Entries taken from a collection:
- - -

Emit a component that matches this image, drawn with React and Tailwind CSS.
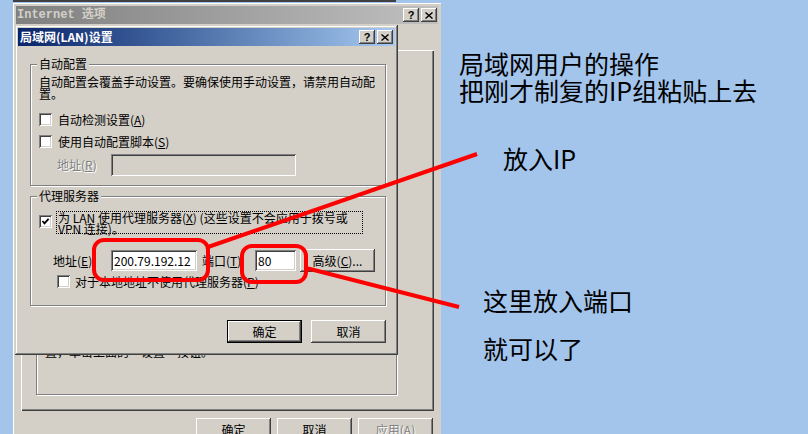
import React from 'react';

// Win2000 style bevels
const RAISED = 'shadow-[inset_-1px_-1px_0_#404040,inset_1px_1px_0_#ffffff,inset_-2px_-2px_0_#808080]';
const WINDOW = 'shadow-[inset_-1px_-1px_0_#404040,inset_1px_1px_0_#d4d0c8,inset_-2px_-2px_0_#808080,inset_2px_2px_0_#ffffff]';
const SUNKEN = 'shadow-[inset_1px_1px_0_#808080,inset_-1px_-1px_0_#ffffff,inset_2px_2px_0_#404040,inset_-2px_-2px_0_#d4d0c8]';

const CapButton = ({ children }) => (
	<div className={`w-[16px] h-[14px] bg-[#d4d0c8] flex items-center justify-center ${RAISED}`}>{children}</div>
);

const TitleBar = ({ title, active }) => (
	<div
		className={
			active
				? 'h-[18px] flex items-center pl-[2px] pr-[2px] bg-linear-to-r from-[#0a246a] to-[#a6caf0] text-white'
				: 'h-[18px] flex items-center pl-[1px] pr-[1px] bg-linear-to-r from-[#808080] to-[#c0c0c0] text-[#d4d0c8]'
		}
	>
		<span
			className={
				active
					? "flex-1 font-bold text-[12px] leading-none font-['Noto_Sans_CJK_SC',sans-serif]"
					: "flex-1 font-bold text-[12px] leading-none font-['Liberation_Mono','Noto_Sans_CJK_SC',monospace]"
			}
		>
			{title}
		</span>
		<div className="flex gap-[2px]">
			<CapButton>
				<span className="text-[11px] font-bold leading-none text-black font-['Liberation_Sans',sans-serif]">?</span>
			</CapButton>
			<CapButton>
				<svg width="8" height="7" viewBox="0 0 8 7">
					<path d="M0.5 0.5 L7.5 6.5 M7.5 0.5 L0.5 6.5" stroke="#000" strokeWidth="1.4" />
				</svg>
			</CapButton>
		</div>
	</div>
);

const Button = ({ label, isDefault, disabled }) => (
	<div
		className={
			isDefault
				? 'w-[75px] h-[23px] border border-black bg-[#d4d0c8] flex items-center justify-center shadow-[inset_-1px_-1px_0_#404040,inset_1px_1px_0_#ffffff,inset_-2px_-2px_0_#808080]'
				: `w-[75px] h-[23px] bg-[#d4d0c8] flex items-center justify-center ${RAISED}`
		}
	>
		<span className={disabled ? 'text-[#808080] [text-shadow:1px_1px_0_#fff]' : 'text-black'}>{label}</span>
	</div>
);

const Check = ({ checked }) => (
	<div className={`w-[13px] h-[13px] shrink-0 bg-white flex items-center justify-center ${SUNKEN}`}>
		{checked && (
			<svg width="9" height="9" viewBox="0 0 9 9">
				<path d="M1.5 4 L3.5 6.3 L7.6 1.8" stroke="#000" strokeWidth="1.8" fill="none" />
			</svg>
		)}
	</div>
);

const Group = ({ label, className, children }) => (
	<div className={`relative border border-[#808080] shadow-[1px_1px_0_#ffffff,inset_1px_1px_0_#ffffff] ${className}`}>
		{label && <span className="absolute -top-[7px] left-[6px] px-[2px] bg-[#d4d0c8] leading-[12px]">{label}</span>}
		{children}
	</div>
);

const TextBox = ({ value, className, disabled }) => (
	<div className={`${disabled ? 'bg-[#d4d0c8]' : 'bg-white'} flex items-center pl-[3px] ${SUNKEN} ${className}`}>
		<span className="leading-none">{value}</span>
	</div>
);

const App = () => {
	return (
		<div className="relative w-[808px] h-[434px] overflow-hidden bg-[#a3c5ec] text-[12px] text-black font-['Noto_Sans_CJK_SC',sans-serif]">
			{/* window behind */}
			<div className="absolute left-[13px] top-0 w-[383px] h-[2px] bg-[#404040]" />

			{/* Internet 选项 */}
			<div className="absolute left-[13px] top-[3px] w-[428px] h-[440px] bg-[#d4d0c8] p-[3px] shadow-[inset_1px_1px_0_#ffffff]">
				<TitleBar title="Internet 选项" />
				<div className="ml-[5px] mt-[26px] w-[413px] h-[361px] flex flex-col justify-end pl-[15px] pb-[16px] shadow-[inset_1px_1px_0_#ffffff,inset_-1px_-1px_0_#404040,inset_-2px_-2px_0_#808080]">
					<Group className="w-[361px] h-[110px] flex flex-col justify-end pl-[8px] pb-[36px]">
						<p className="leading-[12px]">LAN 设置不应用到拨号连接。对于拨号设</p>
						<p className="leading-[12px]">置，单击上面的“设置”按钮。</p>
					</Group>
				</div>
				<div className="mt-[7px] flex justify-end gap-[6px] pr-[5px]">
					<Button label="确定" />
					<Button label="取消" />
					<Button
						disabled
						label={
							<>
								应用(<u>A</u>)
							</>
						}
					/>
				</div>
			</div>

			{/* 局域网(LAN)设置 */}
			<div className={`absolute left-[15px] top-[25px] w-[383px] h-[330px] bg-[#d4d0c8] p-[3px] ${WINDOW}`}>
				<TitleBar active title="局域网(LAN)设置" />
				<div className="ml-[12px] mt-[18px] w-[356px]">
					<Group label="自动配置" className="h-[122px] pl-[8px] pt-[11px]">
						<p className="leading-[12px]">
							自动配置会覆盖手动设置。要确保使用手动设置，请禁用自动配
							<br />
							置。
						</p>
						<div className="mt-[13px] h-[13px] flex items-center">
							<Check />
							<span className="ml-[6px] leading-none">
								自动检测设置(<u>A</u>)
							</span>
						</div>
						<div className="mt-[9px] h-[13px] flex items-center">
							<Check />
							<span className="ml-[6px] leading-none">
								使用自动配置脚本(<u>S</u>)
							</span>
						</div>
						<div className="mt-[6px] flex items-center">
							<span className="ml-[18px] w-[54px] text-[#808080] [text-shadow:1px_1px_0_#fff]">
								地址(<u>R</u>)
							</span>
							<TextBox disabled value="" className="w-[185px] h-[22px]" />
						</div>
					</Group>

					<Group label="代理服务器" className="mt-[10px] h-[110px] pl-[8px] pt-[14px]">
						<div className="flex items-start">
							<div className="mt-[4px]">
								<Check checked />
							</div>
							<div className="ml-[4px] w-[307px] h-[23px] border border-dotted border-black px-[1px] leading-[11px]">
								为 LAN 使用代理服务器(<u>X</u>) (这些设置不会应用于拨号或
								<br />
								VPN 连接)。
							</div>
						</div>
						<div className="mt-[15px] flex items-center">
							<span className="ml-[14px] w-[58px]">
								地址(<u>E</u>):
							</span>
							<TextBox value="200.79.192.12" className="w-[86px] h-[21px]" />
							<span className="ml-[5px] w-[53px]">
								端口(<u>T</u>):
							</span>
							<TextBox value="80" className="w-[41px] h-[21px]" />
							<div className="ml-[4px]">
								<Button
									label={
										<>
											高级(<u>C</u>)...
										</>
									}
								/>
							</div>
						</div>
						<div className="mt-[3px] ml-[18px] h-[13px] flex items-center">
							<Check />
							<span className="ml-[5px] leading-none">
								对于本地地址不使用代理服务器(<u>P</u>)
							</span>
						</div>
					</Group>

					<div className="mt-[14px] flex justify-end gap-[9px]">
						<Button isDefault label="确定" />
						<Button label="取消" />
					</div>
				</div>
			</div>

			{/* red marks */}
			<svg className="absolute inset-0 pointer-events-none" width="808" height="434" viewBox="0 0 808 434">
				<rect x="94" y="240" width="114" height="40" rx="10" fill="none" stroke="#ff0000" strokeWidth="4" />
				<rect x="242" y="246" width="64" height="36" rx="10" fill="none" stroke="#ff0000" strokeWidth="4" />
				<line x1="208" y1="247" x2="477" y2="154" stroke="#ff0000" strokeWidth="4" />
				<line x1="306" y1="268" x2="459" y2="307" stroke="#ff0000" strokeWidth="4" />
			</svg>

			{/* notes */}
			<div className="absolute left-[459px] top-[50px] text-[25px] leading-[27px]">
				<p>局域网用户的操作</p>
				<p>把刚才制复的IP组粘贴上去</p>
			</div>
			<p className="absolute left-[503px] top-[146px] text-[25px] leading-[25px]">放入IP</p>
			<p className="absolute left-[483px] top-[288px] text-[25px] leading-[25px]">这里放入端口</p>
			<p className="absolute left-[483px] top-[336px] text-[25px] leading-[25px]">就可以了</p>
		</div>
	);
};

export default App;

- - -

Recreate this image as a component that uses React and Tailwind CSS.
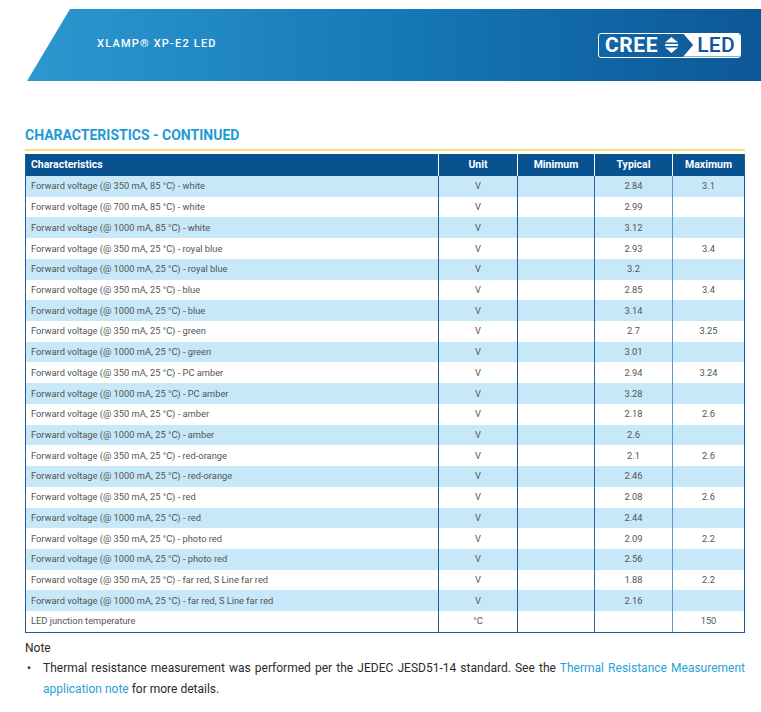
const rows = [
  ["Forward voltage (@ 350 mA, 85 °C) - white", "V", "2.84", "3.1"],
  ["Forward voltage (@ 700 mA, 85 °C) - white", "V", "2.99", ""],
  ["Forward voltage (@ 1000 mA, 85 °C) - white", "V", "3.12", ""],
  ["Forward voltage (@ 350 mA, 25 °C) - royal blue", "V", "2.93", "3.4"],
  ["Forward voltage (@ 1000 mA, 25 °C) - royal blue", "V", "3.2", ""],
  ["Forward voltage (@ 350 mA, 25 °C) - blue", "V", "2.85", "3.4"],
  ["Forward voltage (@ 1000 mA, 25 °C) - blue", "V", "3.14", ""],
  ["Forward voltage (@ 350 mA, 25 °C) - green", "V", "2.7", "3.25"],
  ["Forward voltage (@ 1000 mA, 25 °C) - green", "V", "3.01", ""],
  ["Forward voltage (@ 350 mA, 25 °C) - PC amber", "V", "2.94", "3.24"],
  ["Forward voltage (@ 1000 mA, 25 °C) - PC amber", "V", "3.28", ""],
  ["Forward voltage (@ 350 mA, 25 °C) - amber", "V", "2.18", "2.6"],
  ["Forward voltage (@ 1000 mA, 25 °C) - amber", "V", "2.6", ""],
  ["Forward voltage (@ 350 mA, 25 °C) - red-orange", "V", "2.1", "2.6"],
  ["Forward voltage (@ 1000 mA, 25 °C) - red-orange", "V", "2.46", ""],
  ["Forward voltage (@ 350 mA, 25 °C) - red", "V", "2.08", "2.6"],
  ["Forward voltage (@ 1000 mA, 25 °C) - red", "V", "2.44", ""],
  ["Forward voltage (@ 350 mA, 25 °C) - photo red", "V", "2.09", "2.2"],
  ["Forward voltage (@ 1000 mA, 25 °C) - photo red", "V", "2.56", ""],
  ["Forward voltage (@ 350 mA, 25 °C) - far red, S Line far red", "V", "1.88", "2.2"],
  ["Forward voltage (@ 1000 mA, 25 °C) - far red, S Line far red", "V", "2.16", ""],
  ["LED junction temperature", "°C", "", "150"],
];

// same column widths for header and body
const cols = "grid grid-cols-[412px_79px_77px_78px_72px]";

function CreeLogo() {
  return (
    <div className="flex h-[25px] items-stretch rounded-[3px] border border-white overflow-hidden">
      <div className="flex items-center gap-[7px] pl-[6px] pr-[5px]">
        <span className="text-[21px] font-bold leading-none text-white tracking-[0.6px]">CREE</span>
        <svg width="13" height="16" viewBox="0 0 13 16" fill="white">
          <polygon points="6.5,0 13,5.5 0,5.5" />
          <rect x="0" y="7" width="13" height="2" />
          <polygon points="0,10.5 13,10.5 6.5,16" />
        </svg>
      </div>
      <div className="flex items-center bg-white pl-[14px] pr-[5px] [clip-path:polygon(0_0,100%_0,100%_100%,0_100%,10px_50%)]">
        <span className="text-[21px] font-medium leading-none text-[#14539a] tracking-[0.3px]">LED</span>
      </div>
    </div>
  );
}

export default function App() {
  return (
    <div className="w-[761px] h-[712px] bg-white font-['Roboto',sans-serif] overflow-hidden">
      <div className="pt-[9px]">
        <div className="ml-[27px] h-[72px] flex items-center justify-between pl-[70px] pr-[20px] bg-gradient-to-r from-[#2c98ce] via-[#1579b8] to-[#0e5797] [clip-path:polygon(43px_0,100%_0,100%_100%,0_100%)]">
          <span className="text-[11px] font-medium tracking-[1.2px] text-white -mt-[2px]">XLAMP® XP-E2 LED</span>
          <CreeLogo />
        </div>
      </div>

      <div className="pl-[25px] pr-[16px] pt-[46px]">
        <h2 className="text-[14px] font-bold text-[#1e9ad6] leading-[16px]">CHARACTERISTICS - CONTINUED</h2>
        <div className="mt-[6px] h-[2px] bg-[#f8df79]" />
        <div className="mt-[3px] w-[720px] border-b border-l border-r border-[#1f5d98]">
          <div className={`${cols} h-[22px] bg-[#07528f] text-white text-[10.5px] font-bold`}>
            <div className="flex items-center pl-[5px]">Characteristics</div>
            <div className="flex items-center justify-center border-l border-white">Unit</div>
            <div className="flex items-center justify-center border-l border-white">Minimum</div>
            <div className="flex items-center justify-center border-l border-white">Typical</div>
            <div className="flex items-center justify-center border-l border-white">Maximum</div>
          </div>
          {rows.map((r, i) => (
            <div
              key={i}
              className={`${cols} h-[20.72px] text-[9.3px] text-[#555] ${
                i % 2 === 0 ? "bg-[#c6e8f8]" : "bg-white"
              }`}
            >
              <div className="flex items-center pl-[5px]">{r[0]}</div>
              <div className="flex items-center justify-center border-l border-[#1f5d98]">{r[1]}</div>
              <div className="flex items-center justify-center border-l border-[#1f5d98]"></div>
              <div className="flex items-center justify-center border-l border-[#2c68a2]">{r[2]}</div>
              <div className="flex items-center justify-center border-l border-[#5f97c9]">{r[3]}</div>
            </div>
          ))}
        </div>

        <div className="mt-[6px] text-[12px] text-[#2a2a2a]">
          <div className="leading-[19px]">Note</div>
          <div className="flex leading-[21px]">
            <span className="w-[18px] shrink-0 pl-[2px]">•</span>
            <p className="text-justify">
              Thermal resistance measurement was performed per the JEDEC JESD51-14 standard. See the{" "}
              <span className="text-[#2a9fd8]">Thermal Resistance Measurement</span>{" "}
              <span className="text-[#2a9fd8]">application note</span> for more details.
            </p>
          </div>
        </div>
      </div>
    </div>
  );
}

- - -

[Aim]
Copy all lines from the listing that contain "Tailwind".

[Result below]
Emit a component that matches this image, drawn with React and Tailwind CSS.
Recreate this image as a component that uses React and Tailwind CSS.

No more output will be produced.